▶ [Task prompt]
Give back the full listing verbatim, apart from its images.

▶ [Recorded information]

════════════════════

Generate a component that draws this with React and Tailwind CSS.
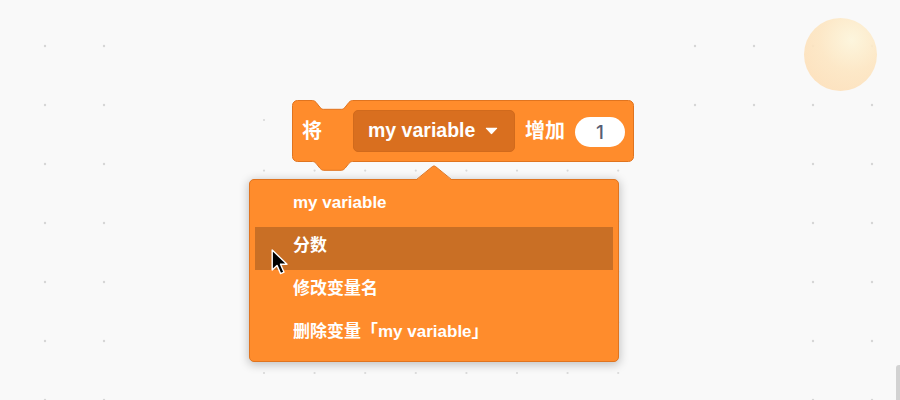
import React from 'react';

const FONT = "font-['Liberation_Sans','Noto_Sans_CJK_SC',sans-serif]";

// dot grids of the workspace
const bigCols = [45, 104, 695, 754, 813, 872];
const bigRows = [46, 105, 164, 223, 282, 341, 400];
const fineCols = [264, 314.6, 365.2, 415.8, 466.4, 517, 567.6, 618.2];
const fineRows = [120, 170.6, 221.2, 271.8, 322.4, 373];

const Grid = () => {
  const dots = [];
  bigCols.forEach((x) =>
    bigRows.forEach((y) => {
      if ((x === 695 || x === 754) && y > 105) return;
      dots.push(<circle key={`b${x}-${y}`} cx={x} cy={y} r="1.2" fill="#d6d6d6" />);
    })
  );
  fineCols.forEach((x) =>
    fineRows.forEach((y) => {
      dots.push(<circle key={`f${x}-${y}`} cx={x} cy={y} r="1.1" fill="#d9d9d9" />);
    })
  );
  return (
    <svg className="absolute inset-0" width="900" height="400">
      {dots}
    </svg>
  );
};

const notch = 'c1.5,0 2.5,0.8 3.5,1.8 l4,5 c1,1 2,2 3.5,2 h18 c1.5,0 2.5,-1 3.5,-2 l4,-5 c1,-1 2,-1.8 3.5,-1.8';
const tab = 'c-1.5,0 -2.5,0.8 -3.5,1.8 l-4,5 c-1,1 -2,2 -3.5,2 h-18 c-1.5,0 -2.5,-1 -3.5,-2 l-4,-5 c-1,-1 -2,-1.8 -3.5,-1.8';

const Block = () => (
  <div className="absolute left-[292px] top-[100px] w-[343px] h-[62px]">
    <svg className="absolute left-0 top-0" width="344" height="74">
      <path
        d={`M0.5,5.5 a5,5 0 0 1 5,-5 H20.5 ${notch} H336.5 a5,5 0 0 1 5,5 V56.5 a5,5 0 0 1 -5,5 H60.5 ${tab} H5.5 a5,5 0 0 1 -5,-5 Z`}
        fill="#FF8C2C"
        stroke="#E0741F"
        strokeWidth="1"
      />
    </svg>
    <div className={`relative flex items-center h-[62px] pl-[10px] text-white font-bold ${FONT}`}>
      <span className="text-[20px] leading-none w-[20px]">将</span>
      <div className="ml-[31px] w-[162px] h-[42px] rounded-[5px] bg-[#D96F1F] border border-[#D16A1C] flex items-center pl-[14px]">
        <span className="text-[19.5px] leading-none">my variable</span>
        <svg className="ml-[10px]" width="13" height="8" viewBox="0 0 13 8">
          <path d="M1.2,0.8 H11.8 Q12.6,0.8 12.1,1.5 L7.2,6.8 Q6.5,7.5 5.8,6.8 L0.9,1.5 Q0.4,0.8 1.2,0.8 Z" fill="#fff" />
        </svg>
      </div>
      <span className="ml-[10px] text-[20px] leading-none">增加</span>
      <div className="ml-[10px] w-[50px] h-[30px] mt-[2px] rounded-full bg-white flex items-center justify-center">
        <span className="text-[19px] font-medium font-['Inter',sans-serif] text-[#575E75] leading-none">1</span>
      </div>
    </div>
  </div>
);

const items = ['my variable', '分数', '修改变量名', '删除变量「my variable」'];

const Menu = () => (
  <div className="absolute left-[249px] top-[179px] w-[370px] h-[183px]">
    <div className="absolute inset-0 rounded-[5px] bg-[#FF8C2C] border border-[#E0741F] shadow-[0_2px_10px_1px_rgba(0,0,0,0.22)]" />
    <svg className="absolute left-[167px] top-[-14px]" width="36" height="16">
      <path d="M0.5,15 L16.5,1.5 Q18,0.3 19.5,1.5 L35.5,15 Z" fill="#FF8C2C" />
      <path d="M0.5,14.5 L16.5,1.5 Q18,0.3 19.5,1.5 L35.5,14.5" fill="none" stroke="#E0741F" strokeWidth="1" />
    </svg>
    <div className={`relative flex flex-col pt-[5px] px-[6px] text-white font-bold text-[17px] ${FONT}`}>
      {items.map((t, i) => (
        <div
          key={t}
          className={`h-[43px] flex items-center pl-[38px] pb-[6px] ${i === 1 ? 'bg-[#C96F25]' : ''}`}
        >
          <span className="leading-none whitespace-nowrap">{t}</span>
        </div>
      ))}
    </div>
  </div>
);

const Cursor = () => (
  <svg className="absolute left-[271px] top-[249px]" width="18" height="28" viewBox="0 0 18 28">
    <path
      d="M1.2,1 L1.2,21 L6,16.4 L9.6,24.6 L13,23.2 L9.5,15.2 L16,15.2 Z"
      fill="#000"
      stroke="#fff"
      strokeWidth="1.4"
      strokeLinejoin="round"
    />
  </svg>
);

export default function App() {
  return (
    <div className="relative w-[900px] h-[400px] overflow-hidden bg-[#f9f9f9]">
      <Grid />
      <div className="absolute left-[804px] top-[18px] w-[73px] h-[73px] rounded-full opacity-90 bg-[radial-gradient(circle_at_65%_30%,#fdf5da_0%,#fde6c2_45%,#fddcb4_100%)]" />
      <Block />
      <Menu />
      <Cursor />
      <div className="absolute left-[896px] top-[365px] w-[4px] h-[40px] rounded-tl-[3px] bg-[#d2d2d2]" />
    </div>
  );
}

════════════════════

▶ [Exercise response]
Generate a component that draws this with React and Tailwind CSS.
import React from 'react';

const FONT = "font-['Liberation_Sans','Noto_Sans_CJK_SC',sans-serif]";

// dot grids of the workspace
const bigCols = [45, 104, 695, 754, 813, 872];
const bigRows = [46, 105, 164, 223, 282, 341, 400];
const fineCols = [264, 314.6, 365.2, 415.8, 466.4, 517, 567.6, 618.2];
const fineRows = [120, 170.6, 221.2, 271.8, 322.4, 373];

const Grid = () => {
  const dots = [];
  bigCols.forEach((x) =>
    bigRows.forEach((y) => {
      if ((x === 695 || x === 754) && y > 105) return;
      dots.push(<circle key={`b${x}-${y}`} cx={x} cy={y} r="1.2" fill="#d6d6d6" />);
    })
  );
  fineCols.forEach((x) =>
    fineRows.forEach((y) => {
      dots.push(<circle key={`f${x}-${y}`} cx={x} cy={y} r="1.1" fill="#d9d9d9" />);
    })
  );
  return (
    <svg className="absolute inset-0" width="900" height="400">
      {dots}
    </svg>
  );
};

const notch = 'c1.5,0 2.5,0.8 3.5,1.8 l4,5 c1,1 2,2 3.5,2 h18 c1.5,0 2.5,-1 3.5,-2 l4,-5 c1,-1 2,-1.8 3.5,-1.8';
const tab = 'c-1.5,0 -2.5,0.8 -3.5,1.8 l-4,5 c-1,1 -2,2 -3.5,2 h-18 c-1.5,0 -2.5,-1 -3.5,-2 l-4,-5 c-1,-1 -2,-1.8 -3.5,-1.8';

const Block = () => (
  <div className="absolute left-[292px] top-[100px] w-[343px] h-[62px]">
    <svg className="absolute left-0 top-0" width="344" height="74">
      <path
        d={`M0.5,5.5 a5,5 0 0 1 5,-5 H20.5 ${notch} H336.5 a5,5 0 0 1 5,5 V56.5 a5,5 0 0 1 -5,5 H60.5 ${tab} H5.5 a5,5 0 0 1 -5,-5 Z`}
        fill="#FF8C2C"
        stroke="#E0741F"
        strokeWidth="1"
      />
    </svg>
    <div className={`relative flex items-center h-[62px] pl-[10px] text-white font-bold ${FONT}`}>
      <span className="text-[20px] leading-none w-[20px]">将</span>
      <div className="ml-[31px] w-[162px] h-[42px] rounded-[5px] bg-[#D96F1F] border border-[#D16A1C] flex items-center pl-[14px]">
        <span className="text-[19.5px] leading-none">my variable</span>
        <svg className="ml-[10px]" width="13" height="8" viewBox="0 0 13 8">
          <path d="M1.2,0.8 H11.8 Q12.6,0.8 12.1,1.5 L7.2,6.8 Q6.5,7.5 5.8,6.8 L0.9,1.5 Q0.4,0.8 1.2,0.8 Z" fill="#fff" />
        </svg>
      </div>
      <span className="ml-[10px] text-[20px] leading-none">增加</span>
      <div className="ml-[10px] w-[50px] h-[30px] mt-[2px] rounded-full bg-white flex items-center justify-center">
        <span className="text-[19px] font-medium font-['Inter',sans-serif] text-[#575E75] leading-none">1</span>
      </div>
    </div>
  </div>
);

const items = ['my variable', '分数', '修改变量名', '删除变量「my variable」'];

const Menu = () => (
  <div className="absolute left-[249px] top-[179px] w-[370px] h-[183px]">
    <div className="absolute inset-0 rounded-[5px] bg-[#FF8C2C] border border-[#E0741F] shadow-[0_2px_10px_1px_rgba(0,0,0,0.22)]" />
    <svg className="absolute left-[167px] top-[-14px]" width="36" height="16">
      <path d="M0.5,15 L16.5,1.5 Q18,0.3 19.5,1.5 L35.5,15 Z" fill="#FF8C2C" />
      <path d="M0.5,14.5 L16.5,1.5 Q18,0.3 19.5,1.5 L35.5,14.5" fill="none" stroke="#E0741F" strokeWidth="1" />
    </svg>
    <div className={`relative flex flex-col pt-[5px] px-[6px] text-white font-bold text-[17px] ${FONT}`}>
      {items.map((t, i) => (
        <div
          key={t}
          className={`h-[43px] flex items-center pl-[38px] pb-[6px] ${i === 1 ? 'bg-[#C96F25]' : ''}`}
        >
          <span className="leading-none whitespace-nowrap">{t}</span>
        </div>
      ))}
    </div>
  </div>
);

const Cursor = () => (
  <svg className="absolute left-[271px] top-[249px]" width="18" height="28" viewBox="0 0 18 28">
    <path
      d="M1.2,1 L1.2,21 L6,16.4 L9.6,24.6 L13,23.2 L9.5,15.2 L16,15.2 Z"
      fill="#000"
      stroke="#fff"
      strokeWidth="1.4"
      strokeLinejoin="round"
    />
  </svg>
);

export default function App() {
  return (
    <div className="relative w-[900px] h-[400px] overflow-hidden bg-[#f9f9f9]">
      <Grid />
      <div className="absolute left-[804px] top-[18px] w-[73px] h-[73px] rounded-full opacity-90 bg-[radial-gradient(circle_at_65%_30%,#fdf5da_0%,#fde6c2_45%,#fddcb4_100%)]" />
      <Block />
      <Menu />
      <Cursor />
      <div className="absolute left-[896px] top-[365px] w-[4px] h-[40px] rounded-tl-[3px] bg-[#d2d2d2]" />
    </div>
  );
}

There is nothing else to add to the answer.